Laporan ini disampaikan berdasarkan temuan penyelidikan yang dirilis Kamis, 1 Februari 2024.
LSM Access Now menyoroti 35 kasus peretasan yang terjadi pada 2019, dengan target yang juga mencakup pengacara dan setidaknya satu politisi.
Laporan tersebut tidak menuduh pemerintah Yordania menyebarkan spyware buatan Israel tersebut. Namun, mereka mengatakan penggunaannya terjadi ketika pihak berwenang “meningkatkan penindasan terhadap hak warga negara atas kebebasan berekspresi, berserikat, dan berkumpul secara damai”.
Malware tersebut, yang dapat menguasai mikrofon dan kamera ponsel serta mengakses dokumen, menjadi berita utama global ketika kebocoran pada 2021 menunjukkan bagaimana pemerintah menggunakannya untuk memata-matai para kritikus.
Terlepas dari skandal tersebut, perusahaan Israel di belakang Pegasus, NSO Group, dan perusahaan serupa terus menjual produk mereka kepada pemerintah di seluruh dunia.
Amerika Serikat adalah salah satu dari sedikit negara yang mengambil tindakan melawan industri ini, memasukkan perusahaan-perusahaan termasuk NSO ke dalam daftar hitam, sehingga membatasi kemampuan orang Amerika untuk berbisnis dengan mereka.
Namun direktur kebijakan regional Access Now Marwa Fatafta mengatakan, pada umumnya tidak ada pengawasan terhadap perusahaan yang menawarkan perangkat lunak mata-mata tersebut, sehingga sektor pengawasan dapat melanjutkan cara bisnisnya yang “rahasia dan teduh”.
“Pemerintah dengan tergesa-gesa membeli teknologi mereka untuk memata-matai warganya dan menindak masyarakat sipil,” katanya dilansir dari AFP.
LSM tersebut mengulangi seruannya untuk melarang semua spyware yang memungkinkan terjadinya pelanggaran hak asasi manusia.
“Tidak ada penggunaan spyware secara proporsional,” kata Fatafta.
Sementara itu, Access Now mengatakan, sebagian besar kasus yang mereka temukan di Yordania terjadi pada 2020 hingga akhir 2023.
Daoud Kuttab, seorang jurnalis Palestina-Amerika di Yordania, teleponnya diretas tiga kali pada 2022 dan 2023 dan menghadapi tujuh upaya gagal lainnya.

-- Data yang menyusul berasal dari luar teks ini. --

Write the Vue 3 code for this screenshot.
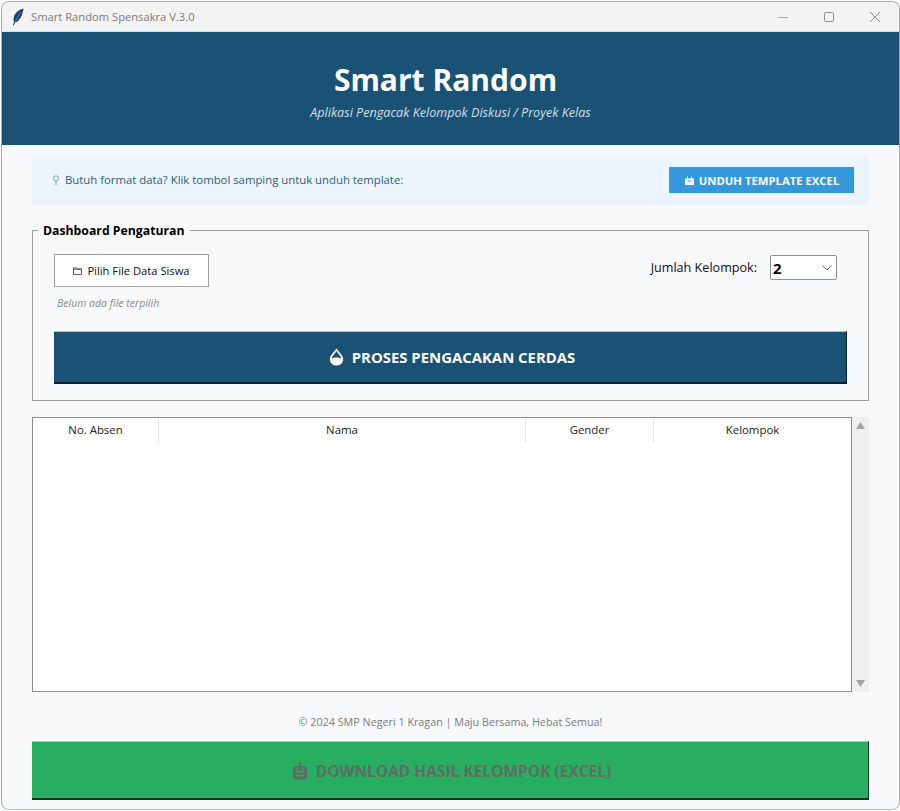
<script setup>
const columns = [
  { label: 'No. Absen', width: 126 },
  { label: 'Nama', width: 367 },
  { label: 'Gender', width: 128 },
  { label: 'Kelompok', width: 197 },
]
</script>

<template>
  <div class="window">
    <div class="titlebar">
      <svg class="feather" width="14" height="18" viewBox="0 0 14 18">
        <path d="M12.500 .8C8 1.200 3.600 5 2.600 10.200 2.300 12 2.600 13.200 3.200 14L1.800 17l1 .4 1.200-2.900C8.500 13.800 11.500 7.500 12.500 .8Z" fill="#1f3f68" />
        <path d="M10.500 3.500C8 6.500 5.800 10 4.300 13.800" stroke="#7fa6cf" stroke-width=".7" fill="none" />
      </svg>
      <span class="wintitle">Smart Random Spensakra V.3.0</span>
      <div class="controls">
        <svg width="12" height="12" viewBox="0 0 12 12"><path d="M1 6.500h10" stroke="#a6a6a6" stroke-width="1.200" /></svg>
        <svg width="12" height="12" viewBox="0 0 12 12"><rect x="1.500" y="1.500" width="9" height="9" rx="1.200" fill="none" stroke="#8e8e8e" /></svg>
        <svg width="12" height="12" viewBox="0 0 12 12"><path d="M1 1l10 10M11 1L1 11" stroke="#8e8e8e" /></svg>
      </div>
    </div>

    <header class="hero">
      <h1>Smart Random</h1>
      <p>Aplikasi Pengacak Kelompok Diskusi / Proyek Kelas</p>
    </header>

    <main class="content">
      <div class="info">
        <span class="info-text">
          <svg width="8" height="10" viewBox="0 0 8 10"><circle cx="4" cy="3.500" r="2.600" fill="none" stroke="#7f9fb4" /><path d="M2.800 7.500h2.400M3.200 9.200h1.600" stroke="#7f9fb4" /></svg>
          Butuh format data? Klik tombol samping untuk unduh template:
        </span>
        <button class="template">
          <svg width="11" height="11" viewBox="0 0 11 11"><path d="M1 3.500h2V1.500h1v2h3V1.500h1v2h2V10H1Z" fill="#fff" /><path d="M3.500 6h4" stroke="#3498db" /></svg>
          UNDUH TEMPLATE EXCEL
        </button>
      </div>

      <fieldset class="panel">
        <legend>Dashboard Pengaturan</legend>
        <div class="controls-row">
          <div class="file-col">
            <button class="file">
              <svg width="9" height="8" viewBox="0 0 10 9"><path d="M.5 2V1h3.500l1 1.200h4.500V8.500H.5ZM.5 2.500h9" fill="none" stroke="#333" stroke-width=".9" /></svg>
              Pilih File Data Siswa
            </button>
            <div class="nofile">Belum ada file terpilih</div>
          </div>
          <div class="count">
            <span>Jumlah Kelompok:</span>
            <div class="select">
              <b>2</b>
              <svg width="10" height="6" viewBox="0 0 10 6"><path d="M.5 .5L5 5 9.500 .5" fill="none" stroke="#777" /></svg>
            </div>
          </div>
        </div>
        <button class="process">
          <svg width="15" height="18" viewBox="0 0 15 18">
            <path d="M7.500 .5C5.500 4 .8 7 .8 11.300a6.700 6.300 0 0 0 13.400 0C14.200 7 9.500 4 7.500 .5Z" fill="#fff" />
            <path d="M7.500 3C6 5.500 3 8 2.600 11c1.800-2 8-2 9.800 0C12 8 9 5.500 7.500 3Z" fill="#1a5276" />
          </svg>
          PROSES PENGACAKAN CERDAS
        </button>
      </fieldset>

      <div class="table-wrap">
        <div class="table">
          <div class="thead">
            <div v-for="c in columns" :key="c.label" class="th" :style="{ width: c.width + 'px' }">{{ c.label }}</div>
          </div>
        </div>
        <div class="scroll">
          <svg width="9" height="7" viewBox="0 0 9 7"><path d="M4.500 0L9 7H0Z" fill="#a3a3a3" /></svg>
          <svg width="9" height="7" viewBox="0 0 9 7"><path d="M0 0h9L4.500 7Z" fill="#a3a3a3" /></svg>
        </div>
      </div>

      <footer class="copy">© 2024 SMP Negeri 1 Kragan | Maju Bersama, Hebat Semua!</footer>

      <button class="download">
        <svg width="16" height="18" viewBox="0 0 16 18">
          <path d="M3.500 4h9A2.500 2.500 0 0 1 15 6.500V15a2.500 2.500 0 0 1-2.500 2.500h-9A2.500 2.500 0 0 1 1 15V6.500A2.500 2.500 0 0 1 3.500 4Z" fill="#5d6d63" />
          <path d="M8 .5v8" stroke="#5d6d63" stroke-width="2.400" fill="none" />
          <path d="M5 5.500v4.500h6V5.500M4 13.500h8" stroke="#27ae60" stroke-width="1.300" fill="none" />
        </svg>
        DOWNLOAD HASIL KELOMPOK (EXCEL)
      </button>
    </main>
  </div>
</template>

<style>
html, body { background: #fff; }
</style>

<style scoped>
.window {
  box-sizing: border-box;
  width: 899px;
  height: 809px;
  margin: 1px 0 0 1px;
  border: 1px solid #a9a9a9;
  border-bottom-color: #bdbdbd;
  border-radius: 8px;
  overflow: hidden;
  background: #f8f9fb;
  font-family: "Open Sans", "Noto Sans", sans-serif;
  color: #111;
}
.titlebar {
  height: 30px;
  box-sizing: border-box;
  background: #f3f3f3;
  display: flex;
  align-items: center;
  padding-left: 9px;
  border-bottom: 1px solid #d5e0e8;
}
.feather { margin-right: 6px; }
.wintitle { font-size: 11.200px; color: #7a7a7a; }
.controls {
  margin-left: auto;
  display: flex;
  gap: 34px;
  padding-right: 18px;
  align-items: center;
}
.hero {
  height: 113px;
  box-sizing: border-box;
  background: #1a5276;
  color: #fff;
  text-align: center;
  padding-top: 27px;
}
.hero h1 {
  margin: 0;
  padding-right: 10px;
  font-size: 30px;
  line-height: 42px;
  font-weight: 700;
}
.hero p {
  margin: 3px 0 0;
  font-size: 12.600px;
  line-height: 18px;
  font-style: italic;
  color: #d6dfe6;
}
.content {
  padding: 11px 30px 0 30px;
  display: flex;
  flex-direction: column;
}
.info {
  height: 49px;
  box-sizing: border-box;
  background: #ebf5fb;
  display: flex;
  align-items: center;
  justify-content: space-between;
  padding: 0 15px 1px 20px;
}
.info-text {
  font-size: 11.350px;
  line-height: 14px;
  margin-top: -1px;
  color: #2a6186;
  display: flex;
  align-items: center;
  gap: 5px;
}
button {
  font-family: inherit;
  border: none;
  padding: 0;
  display: flex;
  align-items: center;
  justify-content: center;
}
.template {
  width: 185px;
  height: 26px;
  gap: 4px;
  background: #3498db;
  color: #fff;
  font-size: 11.300px;
  font-weight: 700;
}
.panel {
  margin: 17px 0 0;
  height: 179px;
  box-sizing: border-box;
  border: 1px solid #9d9d9d;
  padding: 15px 21px 0 21px;
  min-width: 0;
}
legend {
  margin-left: -16px;
  padding: 0 5px;
  font-size: 12.250px;
  font-weight: 700;
  line-height: 17px;
  color: #000;
}
.controls-row {
  display: flex;
  justify-content: space-between;
  height: 77px;
}
.file {
  box-sizing: border-box;
  width: 155px;
  height: 33px;
  gap: 5px;
  background: #fff;
  border: 1px solid #9f9f9f;
  font-size: 11.200px;
  color: #111;
}
.nofile {
  margin: 9px 0 0 3px;
  font-size: 10.500px;
  font-style: italic;
  color: #8a8a8a;
}
.count {
  display: flex;
  align-items: flex-start;
  gap: 13px;
  font-size: 12.600px;
  padding-right: 10px;
  line-height: 28px;
}
.select {
  box-sizing: border-box;
  width: 67px;
  height: 25px;
  margin-top: 1px;
  background: #fff;
  border: 1px solid #8f8f8f;
  border-radius: 2px;
  display: flex;
  align-items: center;
  justify-content: space-between;
  padding: 0 4px 0 2px;
  font-size: 15px;
  color: #000;
}
.process {
  box-sizing: border-box;
  width: 793px;
  height: 53px;
  gap: 8px;
  padding-left: 4px;
  background: #1a5276;
  border-top: 1px solid #a9c0cf;
  border-bottom: 2px solid #0b1d29;
  border-right: 1px solid #0b1d29;
  color: #fff;
  font-size: 14.900px;
  font-weight: 700;
}
.table-wrap {
  display: flex;
  margin-top: 16px;
  height: 275px;
  width: 837px;
}
.table {
  box-sizing: border-box;
  width: 820px;
  background: #fff;
  border: 1px solid #8c8c8c;
}
.thead { display: flex; height: 24px; }
.th {
  box-sizing: border-box;
  text-align: center;
  font-size: 11.400px;
  line-height: 23px;
  color: #222;
  border-right: 1px solid #e6e6e6;
}
.th:last-child { border-right: none; }
.scroll {
  width: 17px;
  background: #efefef;
  display: flex;
  flex-direction: column;
  justify-content: space-between;
  align-items: center;
  padding: 5px 0;
  box-sizing: border-box;
}
.copy {
  text-align: center;
  font-size: 10.750px;
  line-height: 16px;
  color: #7c7c7c;
  margin-top: 22px;
  width: 837px;
}
.download {
  box-sizing: border-box;
  width: 837px;
  height: 59px;
  margin-top: 11px;
  gap: 8px;
  padding-top: 2px;
  padding-left: 3px;
  background: #27ae60;
  border-top: 1px solid #8be0ae;
  border-bottom: 2px solid #0f3a21;
  border-right: 1px solid #0f3a21;
  color: #5d6d63;
  font-size: 15.500px;
  font-weight: 700;
}
</style>
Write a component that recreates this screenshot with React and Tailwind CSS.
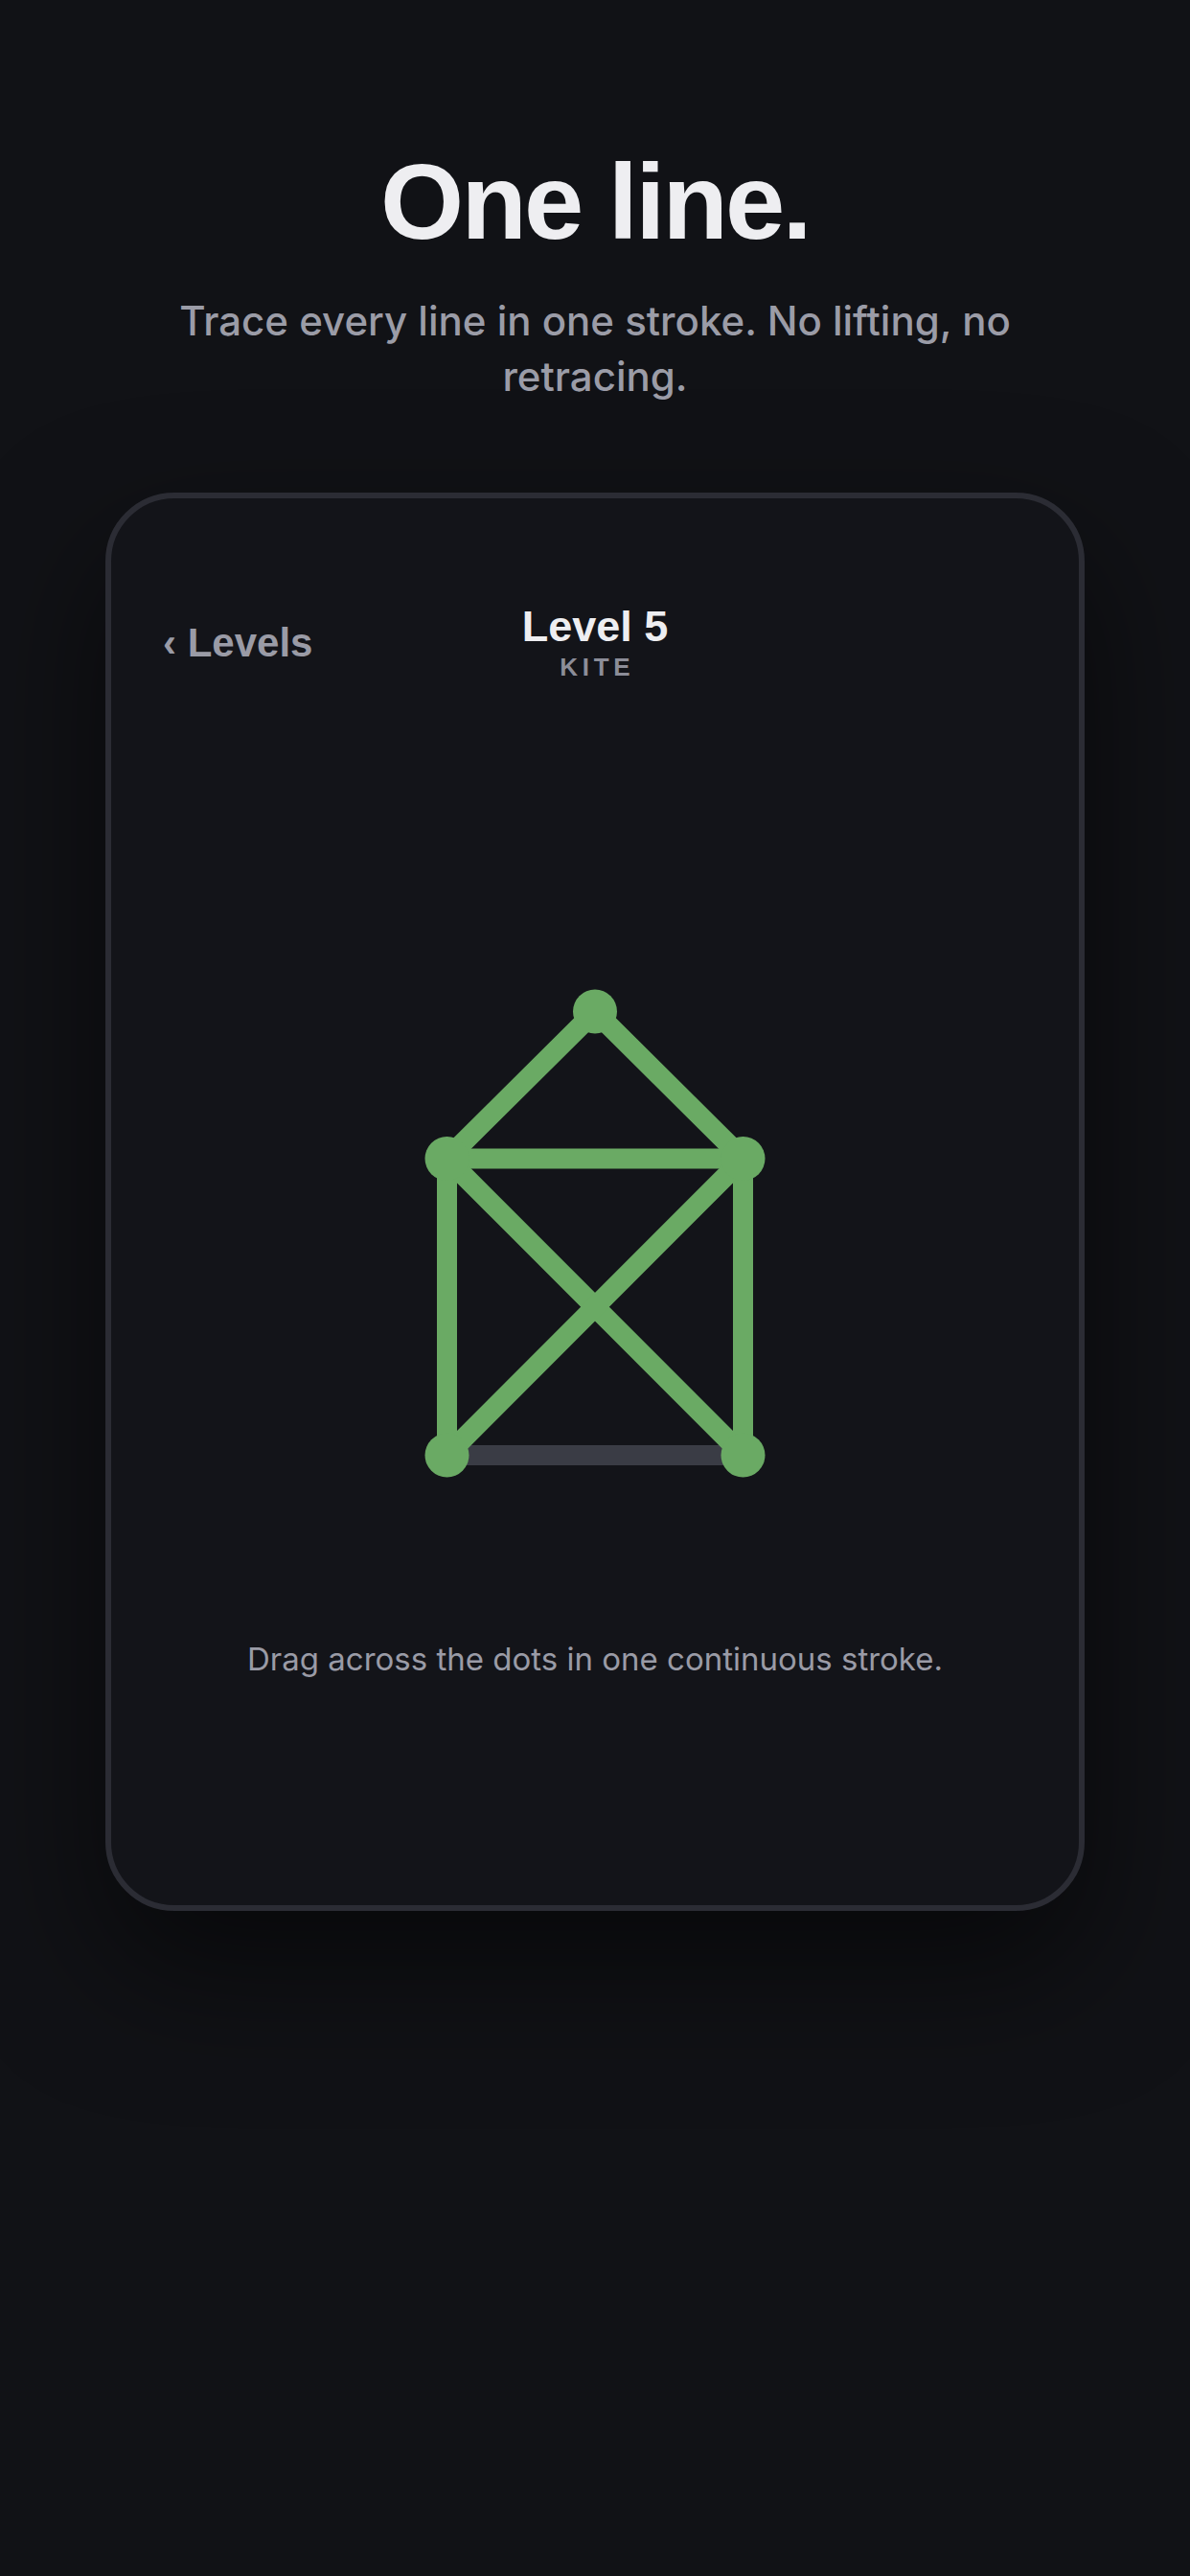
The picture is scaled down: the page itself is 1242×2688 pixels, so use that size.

Dia mengatakan, sebagian besar jurnalis yang bekerja di Timur Tengah berharap telepon mereka disadap.
“Dulu hanya orang yang mendengar apa yang Anda katakan, tapi Pegasus jauh lebih mengganggu,” kata Kuttab kepada AFP.
Dia mengatakan aspek yang paling mengkhawatirkan adalah kemungkinan pelaku kejahatan bisa mendapatkan akses ke kontaknya.
“Saya tidak ingin membakar kontak saya, saya tidak ingin menyakitinya,” kata Kuttab.
Menurut Access Now, banyak dari orang-orang yang menjadi sasaran telah terlibat dalam pemogokan guru selama sebulan pada 2019, yang mendorong pihak berwenang untuk menangkap ratusan guru dan membubarkan serikat mereka.
Access Now mengaku belum bisa membuktikan secara forensik siapa dalang di balik serangan Pegasus.
Namun laporan terpisah pada tahun 2022 dari dua LSM lainnya, Citizen Lab dan Front Line Defenders, mengidentifikasi “dua operator Pegasus yang kami yakini kemungkinan besar merupakan lembaga pemerintah Yordania”.
NSO, yang menghadapi banyak tuntutan hukum dari Apple dan lainnya, telah berulang kali bersikeras bahwa mereka menjual perangkat lunaknya hanya kepada klien pemerintah dan hanya untuk tujuan damai.
Namun kebocoran pada 2021 menunjukkan ada sekitar 50.000 calon korban Pegasus di seluruh dunia, banyak di antaranya adalah pembangkang, jurnalis, dan aktivis.